Eric F. Wakeman, Member Christ Church PCA in Grand Rapids, Michigan said...

Dr. Lucus,

You hit the nail on the head when you point out the ecclesiological issues bound up in our differences on baptism. A friend of mine has been studying Baptism (sort of trying to find himself) and has found it to be inextricably tied to one's view of the Church, which obviously colors one's view of many if not all other areas of one's theology. Particularly on the issue of covenant and the signs thereof, their efficacy as means of grace (they're indeed sacraments, not mere ordinances)and the continuity or discontinuity between old and new covenants.

This begs the question, at least in the mind of this hopelessly sectarian Presbyterian: Why would you entrust the teaching of your sheep to those whose views on such central issues are so different from our own?

Your comments about the Presbyterian view of baptism are right on, and I commend your willingness to maintain open dialog with those who hold such different theological positions. I come from a hyperdispensational background where I was taught that the Church began in mid-Acts, and that water baptism was a physical sign for the physical people of God, ie: Israel, and that the spiritual baptism of God's spiritual people is that of the Holy Spirit at conversion. I keep in contact with a few of those folks, and regularly maintain contact with GARB Baptists from my area, but maintain a critical attitude toward them for the their deep seated errors theologically.

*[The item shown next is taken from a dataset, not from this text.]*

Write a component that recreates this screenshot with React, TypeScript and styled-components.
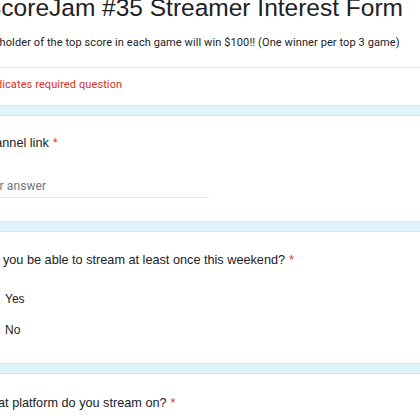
import React from "react";
import styled, { createGlobalStyle } from "styled-components";

const GlobalStyle = createGlobalStyle`
  html, body {
    margin: 0;
    padding: 0;
    background: #dff3fb;
    overflow: hidden;
  }
`;

const Page = styled.div`
  width: 420px;
  height: 420px;
  overflow: hidden;
  background: #dff3fb;
`;

// the form is scrolled so that its left edge sits just outside the window
const Column = styled.div`
  width: 560px;
  margin: -5px 0 0 -45px;
  display: flex;
  flex-direction: column;
  gap: 11px;
`;

const Card = styled.div<{ $pt?: number; $pb?: number }>`
  background: #fff;
  border-radius: 8px;
  box-shadow: 0 0 0 1px #d7e6ec;
  padding: ${({ $pt = 17 }) => $pt}px 24px ${({ $pb = 24 }) => $pb}px;
`;

const Title = styled.div`
  font-family: "Liberation Sans", Arial, sans-serif;
  font-size: 24.5px;
  line-height: 28px;
  color: #202124;
  margin-top: -1px;
  margin-left: 6px;
  white-space: nowrap;
`;

const Description = styled.div`
  font-family: Roboto, "Noto Sans", sans-serif;
  font-size: 11px;
  line-height: 16px;
  letter-spacing: 0.1px;
  color: #202124;
  margin-top: 13px;
  margin-left: -1px;
  white-space: nowrap;
`;

const Separator = styled.div`
  height: 1px;
  background: #e6e6e6;
  margin: 16px -24px 0;
`;

const RequiredNote = styled.div`
  font-family: Roboto, "Noto Sans", sans-serif;
  font-size: 11px;
  line-height: 16px;
  letter-spacing: 0.1px;
  color: #d93025;
  padding-top: 9px;
  padding-bottom: 12px;
`;

const Question = styled.div`
  font-family: "Liberation Sans", Arial, sans-serif;
  font-size: 12.7px;
  line-height: 20px;
  color: #202124;
`;

const Star = styled.span`
  color: #d93025;
  margin-left: 4px;
`;

const AnswerInput = styled.div`
  width: 230px;
  margin-top: 25px;
  padding-bottom: 3px;
  border-bottom: 1px solid #e8e8e8;
  font-family: Roboto, "Noto Sans", sans-serif;
  font-size: 12px;
  line-height: 16px;
  letter-spacing: 0.1px;
  color: #70757a;
`;

const Options = styled.div`
  margin-top: 13px;
  display: flex;
  flex-direction: column;
`;

const Option = styled.label`
  height: 31px;
  display: flex;
  align-items: center;
  gap: 6px;
  font-family: "Liberation Sans", Arial, sans-serif;
  font-size: 12px;
  line-height: 20px;
  color: #202124;
`;

const Radio = styled.span`
  width: 16px;
  height: 16px;
  border-radius: 50%;
  border: 2px solid #5f6368;
  flex: none;
`;

const choices = ["Yes", "No"];

export default function App() {
  return (
    <Page>
      <GlobalStyle />
      <Column>
        <Card $pt={0} $pb={0}>
          <Title>ScoreJam #35 Streamer Interest Form</Title>
          <Description>
            The holder of the top score in each game will win $100!! (One winner per top 3 game)
          </Description>
          <Separator />
          <RequiredNote>* Indicates required question</RequiredNote>
        </Card>

        <Card $pb={23}>
          <Question>
            Channel link<Star>*</Star>
          </Question>
          <AnswerInput>Your answer</AnswerInput>
        </Card>

        <Card $pt={18} $pb={18}>
          <Question>
            Will you be able to stream at least once this weekend?<Star>*</Star>
          </Question>
          <Options>
            {choices.map((c) => (
              <Option key={c}>
                <Radio />
                {c}
              </Option>
            ))}
          </Options>
        </Card>

        <Card $pt={19}>
          <Question>
            What platform do you stream on?<Star>*</Star>
          </Question>
        </Card>
      </Column>
    </Page>
  );
}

At what point would someone from another theological perspective be too far away from the Southern OS Presbyterian tradition that was the founding perspective of the PCA before they'd not be allowed to occupy your pulpit?

I want to point out here that I personally applaud Baptists who are true to their convictions about immersion and regenerate membership. I applaud them for holding firmly to their convictions and not growing soft in an age that scoffs at dogmatic belief. I disagree with their position wholeheartedly, but enjoy discussing our differences with those truths in mind.